Servers are in theory allowed to be eventually consistent, although this is not recommended. This means that when you do a PUT and then immediately do a GET, if the PUT went to a master node in a master-slave cluster, and its effect did not propagate yet to the slave that handles your GET request, the GET may be completed based on outdated information. Likewise, in a master-master setup, two master nodes may each accept a write operation and report success (200 OK response), but the cluster may then later roll back one of them if the two writes are not reconcilable. It's probably easier for both the app developer and the end user to work with a solid pod that is not only solid spec compliant, but also strictly consistent.

ACL documents

Authorization type (`acl:Authorization`)

An ACL document can grant access to various patterns of requests, using a list of additive Authorizations. Each authorization needs to have a URI that dereferences to a fragment within the ACL document itself, and have RDF type acl:Authorization.

Authorization target (`acl:accessTo`, `acl:default`)

An ACL document on a non-container affects only that resource, through the acl:accessTo predicate. An ACL document on a container affects that container through the acl:accessTo predicate, but it also affects all its descendants through the acl:default predicate, as long as they don't have their own ACL document. So conversely, if a resource doesn't have its own ACL document with acl:accessTo authorizations, then the acl:default authorizations from the ACL document of the container it's in applies, unless that doesn't exist either, etcetera, until you reach an ancestor container that does have an ACL document. Only one ACL document ever applies, and rules from different ACL documents are never mixed together.

If the ACL document that applies directly doesn't have any (matching) acl:accessTo authorizations, or if that ACL document doesn't exist and the first ancestor ACL document that does exist doesn't have any (matching) acl:default authorizations, then all access to that resource is denied ("deny then allow" approach).

Even for an authorization that does apply to the resource in question, there are still three dimensions in which it has to match before it can actually grant any access, as the following three sections will explain.

Access modes

The first is modes (Read, Append, Write, Control). The previous section mentions which access modes are required for each operation. Note that if you include Write then there is no additional effect in also including Append.

User identity

The second is agent. There are four ways to add agents:

Using acl:agent with a specific WebId that should be granted access
Using acl:agentGroup with a vcard:Group, whose members should be granted access
Using acl:agentClass with acl:AuthenticatedAgent, meaning any correctly authenticated WebId
Using acl:agentClass with foaf:Agent, meaning anyone (public access, no authentication needed)

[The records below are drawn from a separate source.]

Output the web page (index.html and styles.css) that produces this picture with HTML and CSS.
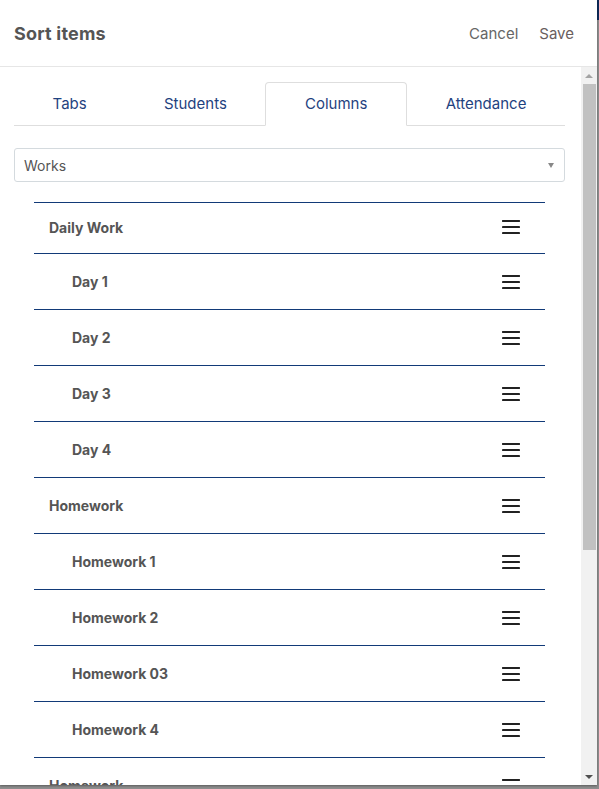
FILE: index.html
```html
<!DOCTYPE html>
<html lang="en">
<head>
<meta charset="utf-8">
<title>Sort items</title>
<link rel="stylesheet" href="styles.css">
</head>
<body>
<div class="modal">
  <header class="modal-header">
    <h1 class="modal-title">Sort items</h1>
    <div class="modal-actions">
      <span class="action cancel">Cancel</span>
      <span class="action save">Save</span>
    </div>
  </header>
  <div class="modal-body">
    <div class="scroll-content">
      <nav class="tabs">
        <div class="tab">Tabs</div>
        <div class="tab">Students</div>
        <div class="tab active">Columns</div>
        <div class="tab">Attendance</div>
      </nav>
      <div class="select">
        <span class="select-value">Works</span>
        <span class="select-caret"></span>
      </div>
      <ul class="sort-list">
        <li class="row group first"><span>Daily Work</span><svg class="handle" viewBox="0 0 18 14" width="18" height="14"><path d="M1 1H17M1 7H17M1 13H17"/></svg></li>
        <li class="row item"><span>Day 1</span><svg class="handle" viewBox="0 0 18 14" width="18" height="14"><path d="M1 1H17M1 7H17M1 13H17"/></svg></li>
        <li class="row item"><span>Day 2</span><svg class="handle" viewBox="0 0 18 14" width="18" height="14"><path d="M1 1H17M1 7H17M1 13H17"/></svg></li>
        <li class="row item"><span>Day 3</span><svg class="handle" viewBox="0 0 18 14" width="18" height="14"><path d="M1 1H17M1 7H17M1 13H17"/></svg></li>
        <li class="row item"><span>Day 4</span><svg class="handle" viewBox="0 0 18 14" width="18" height="14"><path d="M1 1H17M1 7H17M1 13H17"/></svg></li>
        <li class="row group"><span>Homework</span><svg class="handle" viewBox="0 0 18 14" width="18" height="14"><path d="M1 1H17M1 7H17M1 13H17"/></svg></li>
        <li class="row item"><span>Homework 1</span><svg class="handle" viewBox="0 0 18 14" width="18" height="14"><path d="M1 1H17M1 7H17M1 13H17"/></svg></li>
        <li class="row item"><span>Homework 2</span><svg class="handle" viewBox="0 0 18 14" width="18" height="14"><path d="M1 1H17M1 7H17M1 13H17"/></svg></li>
        <li class="row item"><span>Homework 03</span><svg class="handle" viewBox="0 0 18 14" width="18" height="14"><path d="M1 1H17M1 7H17M1 13H17"/></svg></li>
        <li class="row item"><span>Homework 4</span><svg class="handle" viewBox="0 0 18 14" width="18" height="14"><path d="M1 1H17M1 7H17M1 13H17"/></svg></li>
        <li class="row group"><span>Homework</span><svg class="handle" viewBox="0 0 18 14" width="18" height="14"><path d="M1 1H17M1 7H17M1 13H17"/></svg></li>
      </ul>
    </div>
    <div class="scrollbar">
      <div class="sb-button"><span class="sb-arrow up"></span></div>
      <div class="sb-track"><div class="sb-thumb"></div></div>
      <div class="sb-button"><span class="sb-arrow down"></span></div>
    </div>
  </div>
</div>
</body>
</html>
```
FILE: styles.css
```css
* { box-sizing: border-box; }

html, body {
  margin: 0;
  padding: 0;
}

body {
  width: 599px;
  height: 789px;
  overflow: hidden;
  background: linear-gradient(to bottom, #0d2b5a 0, #0d2b5a 20px, #8d8d8d 20px);
  font-family: Inter, "Noto Sans", sans-serif;
}

.modal {
  width: 597px;
  height: 785px;
  background: #fff;
  display: flex;
  flex-direction: column;
  box-shadow: 0 1px 2px rgba(0,0,0,0.35);
}

.modal-header {
  height: 67px;
  flex: none;
  border-bottom: 1px solid #e6e6e6;
  display: flex;
  align-items: center;
  justify-content: space-between;
  padding: 0 23px 0 14px;
}

.modal-title {
  margin: 0;
  font-size: 18px;
  font-weight: 700;
  color: #555;
  letter-spacing: 0.2px;
}

.modal-actions {
  display: flex;
  gap: 21px;
  font-size: 15px;
}

.action.cancel { color: #666; }
.action.save { color: #6a5e5e; }

.modal-body {
  flex: 1;
  display: flex;
  min-height: 0;
}

.scroll-content {
  flex: 1;
  overflow: hidden;
  padding: 15px 16px 0 14px;
}

.tabs {
  display: flex;
  height: 44px;
}

.tab {
  flex: 1 1 auto;
  display: flex;
  align-items: center;
  justify-content: center;
  font-size: 15px;
  color: #1f4280;
  border-bottom: 1px solid #dedede;
  padding: 0 10px;
}

.tab.active {
  border: 1px solid #dedede;
  border-bottom-color: transparent;
  border-radius: 4px 4px 0 0;
  padding-bottom: 1px;
}

.select {
  margin-top: 22px;
  height: 34px;
  border: 1px solid #d4dade;
  border-radius: 3px;
  display: flex;
  align-items: center;
  justify-content: space-between;
  padding: 0 10px 0 9px;
}

.select-value {
  font-size: 14px;
  color: #555;
}

.select-caret {
  width: 0;
  height: 0;
  border-left: 3.5px solid transparent;
  border-right: 3.5px solid transparent;
  border-top: 5px solid #888;
}

.sort-list {
  list-style: none;
  margin: 20px 20px 0;
  padding: 0;
  border-top: 1px solid #123a78;
}

.row {
  height: 56px;
  border-bottom: 1px solid #123a78;
  display: flex;
  align-items: center;
  justify-content: space-between;
  padding-right: 25px;
  font-size: 14px;
  font-weight: 700;
  color: #555;
}

.row.first { height: 51px; padding-bottom: 2px; }
.row.group { padding-left: 15px; }
.row.item { padding-left: 38px; }

.handle {
  flex: none;
  fill: none;
  stroke: #222;
  stroke-width: 2.2;
  stroke-linecap: round;
}

.scrollbar {
  width: 16px;
  flex: none;
  background: #f1f1f1;
  display: flex;
  flex-direction: column;
}

.sb-button {
  height: 17px;
  flex: none;
  display: flex;
  align-items: center;
  justify-content: center;
}

.sb-arrow {
  width: 0;
  height: 0;
  border-left: 4px solid transparent;
  border-right: 4px solid transparent;
}

.sb-arrow.up { border-bottom: 4px solid #a3a3a3; }
.sb-arrow.down { border-top: 4px solid #505050; }

.sb-track {
  flex: 1;
}

.sb-thumb {
  height: 466px;
  margin: 0 1px 0 2px;
  background: #c1c1c1;
}
```
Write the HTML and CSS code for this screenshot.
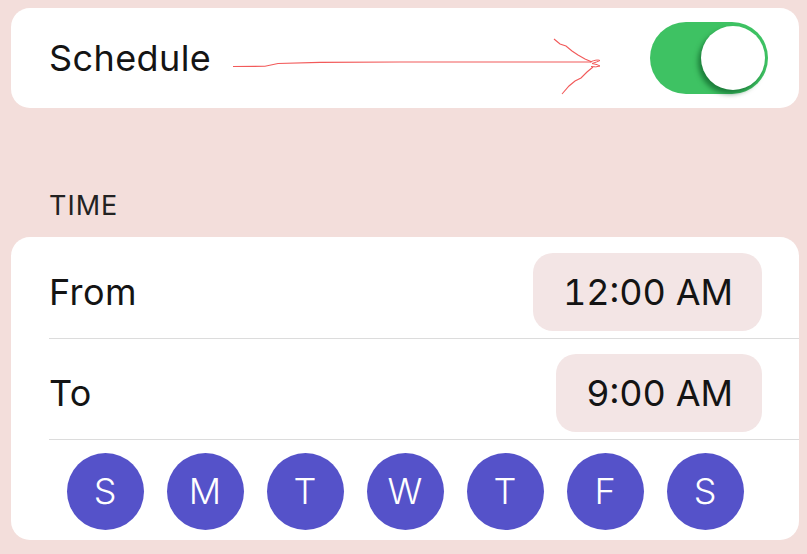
FILE: index.html
```html
<!DOCTYPE html>
<html lang="en">
<head>
<meta charset="utf-8">
<title>Schedule</title>
<link rel="stylesheet" href="styles.css">
</head>
<body>
<div class="page">
  <section class="card card-toggle">
    <span class="label">Schedule</span>
    <div class="switch"><span class="knob"></span></div>
  </section>

  <h2 class="section-title">TIME</h2>

  <section class="card card-time">
    <div class="row">
      <span class="label">From</span>
      <span class="pill">12:00 AM</span>
    </div>
    <div class="row">
      <span class="label">To</span>
      <span class="pill">9:00 AM</span>
    </div>
    <div class="days">
      <span class="day">S</span>
      <span class="day">M</span>
      <span class="day">T</span>
      <span class="day">W</span>
      <span class="day">T</span>
      <span class="day">F</span>
      <span class="day">S</span>
    </div>
  </section>

  <svg class="annot" width="807" height="130" viewBox="0 0 807 130" aria-hidden="true">
    <path d="M233 66.5 L265 66.3 L278 63.5 L320 62.4 L400 62 L591 62" fill="none" stroke="#f25a5a" stroke-width="1.1"/>
    <path d="M554 39 L560 44 L566 46 L572 51 L578 55 L585 59 L592 62" fill="none" stroke="#f25a5a" stroke-width="1.1"/>
    <path d="M562 94 L569 86 L575 81 L581 78 L587 72 L593 67" fill="none" stroke="#f25a5a" stroke-width="1.1"/>
    <path d="M590 62 Q597 59 600 60.5 Q597 62 592 63.5 Q598 64.5 600 66 Q596 67.5 591 66.5" fill="none" stroke="#f25a5a" stroke-width="1"/>
  </svg>
</div>
</body>
</html>
```

FILE: styles.css
```css
* {
  box-sizing: border-box;
}

html, body {
  margin: 0;
  padding: 0;
  background: #f3dedb;
}

body {
  font-family: Inter, "Liberation Sans", sans-serif;
  color: #141414;
}

.page {
  position: relative;
  width: 807px;
  height: 554px;
  padding: 8px 8px 0 11px;
  display: flex;
  flex-direction: column;
}

.card {
  background: #ffffff;
  border-radius: 19px;
}

.label {
  font-size: 36px;
  line-height: 44px;
  font-weight: 400;
  letter-spacing: 0.4px;
}

.card-toggle {
  height: 100px;
  padding: 0 31px 0 38px;
  display: flex;
  align-items: center;
  justify-content: space-between;
}

.switch {
  width: 118px;
  height: 72px;
  border-radius: 36px;
  background: #3ec263;
  display: flex;
  justify-content: flex-end;
  align-items: center;
  padding: 0 3px 0 0;
}

.knob {
  width: 64px;
  height: 64px;
  border-radius: 50%;
  background: #ffffff;
  box-shadow: -3px 4px 5px rgba(0, 70, 25, 0.55);
}

.section-title {
  margin: 82px 0 15px 38px;
  font-size: 27px;
  line-height: 32px;
  font-weight: 400;
  color: #222222;
  letter-spacing: 1px;
}

.card-time {
  height: 303px;
  display: flex;
  flex-direction: column;
}

.row {
  margin-left: 38px;
  padding: 16px 37px 7px 0;
  border-bottom: 1px solid #dcdcdc;
  display: flex;
  align-items: center;
  justify-content: space-between;
}

.row + .row {
  padding-top: 15px;
}

.pill {
  height: 78px;
  padding: 0 29px 0 30px;
  border-radius: 20px;
  background: #f3e5e5;
  font-size: 36px;
  display: flex;
  align-items: center;
  letter-spacing: 0;
  font-variant-numeric: tabular-nums;
}

.days {
  flex: 1;
  display: flex;
  justify-content: center;
  align-items: center;
  gap: 23px;
  padding-top: 2px;
}

.day {
  width: 77px;
  height: 77px;
  border-radius: 50%;
  background: #5552c9;
  color: #ffffff;
  font-size: 36px;
  font-weight: 300;
  display: flex;
  align-items: center;
  justify-content: center;
}

.annot {
  position: absolute;
  left: 0;
  top: 0;
  pointer-events: none;
}
```
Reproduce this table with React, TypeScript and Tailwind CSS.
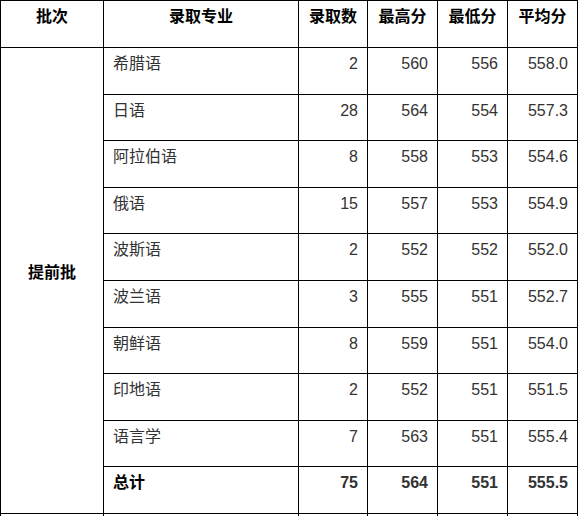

You can add any combination of these, although of course if you add the third or the last one, then there is no additional effect in also including any specific WebId's or VCard Groups, and if you include public access then explicitly adding authenticated agents has no effect.

Application identity

The third dimension is application; for authorizations that include public access in the agent dimension, all origins are allowed in the application dimension. If public access is not granted in the agent dimension, then only the storage server's own (same) origin is allowed by default in the application dimension. All other origins are only allowed if they are listed on the Authorization, using the acl:origin predicate.

Controlling which apps can access which data

A user can use an ACL editor or a launcher app to edit the ACL documents on their pod. Usually the user will want to have full access themselves to all subtrees of containers on the pod, but only at the same origin and at apps the user really trusts (for instance a launcher app or a command-line tool for power-users).

Some public access will also often be allowed, for instance POSTing to an inbox, or reading documents from a public area on the pod. Public access does not require the user to identify themselves, and neither does it require the application to do so. When the pod owner themselves access data, they generally have Control access, which allows them to edit the access control lists, and grant the apps they want to use access. If other users use the same apps as you do, then you can also share resources with them inside those apps.

But note that when Alice gives Bob acces to a resource on her pod, then Alice decides which apps Bob can use to access that resource. Bob does not get the ability to add or remove any apps from that list. This is a known issue for which Solid's app authorization panel is currently searching a solution.

Updates

On each resource, you'll find an Updates-Via response header, pointing to a WebSocket server. Connect, and send auth [bearer_token], then sub [url]. You'll get ack [url] back, and then pub [url] each time the resource changes. A change can be a creation, update, or deletion. If you subscribe to a container, you'll only see creation and deletion of the container itself, and changes to its list of ldp:contains triples, not any changes to the resources it contains.

Getting your app listed

To get your app under the attention of Solid users, try to get it onto https://solidproject.org/use-solid/apps by sending a pull request to https://github.com/solid/solidproject.org/blob/staging/pages/use-solid/apps.md. There is also a list of available apps in inrupt's launcher exploration, although this is still experimental. A manifest format in which apps can self-announce which permissions they need on a user's pod is probably coming soon, and then any launcher app can retrieve that machine-readable manifest - either from the app's origin or from some Solid app registry. Until then, we can also simply update the various launchers manually to add our apps to their lists.

If your app uses data domains for which the data conventions have not yet been added to the client-client spec then you can try to claim the right of first arrival, and propose a format to use for that data domain. Once the client-client spec has been created, I'll update this paragraph to link to it.

Changelog

In mid-2019, and again at the end of 2019, the Solid spec was updated. The version described here is the December 2019 one. It differs from the mid-2019 one in the following ways:

Globbing, sparql-on-get, and acl:trustedApp were removed.
Servers are in theory allowed to be eventually consistent, although this is not recommended.
WebSockets-pubsub clients SHOULD now send AUTH, but servers should not require it yet.
Apps SHOULD support both webid-oidc flows, but IDPs and storage providers SHOULD still support the old one.
IDPs are no longer required at the spec level to offer a WebId-TLS bridge (that's now a consideration that's between them and what their own users want).

The following changes are expected in 2020:

The auth command in WebSockets-pubsub will become mandatory.
Storage servers should switch to the new WebId-OIDC bearer token format.
IDPs should switch to new WebId-OIDC flow.
Once all storage servers and IDPs had a chance to switch, apps should stop supporting the old format.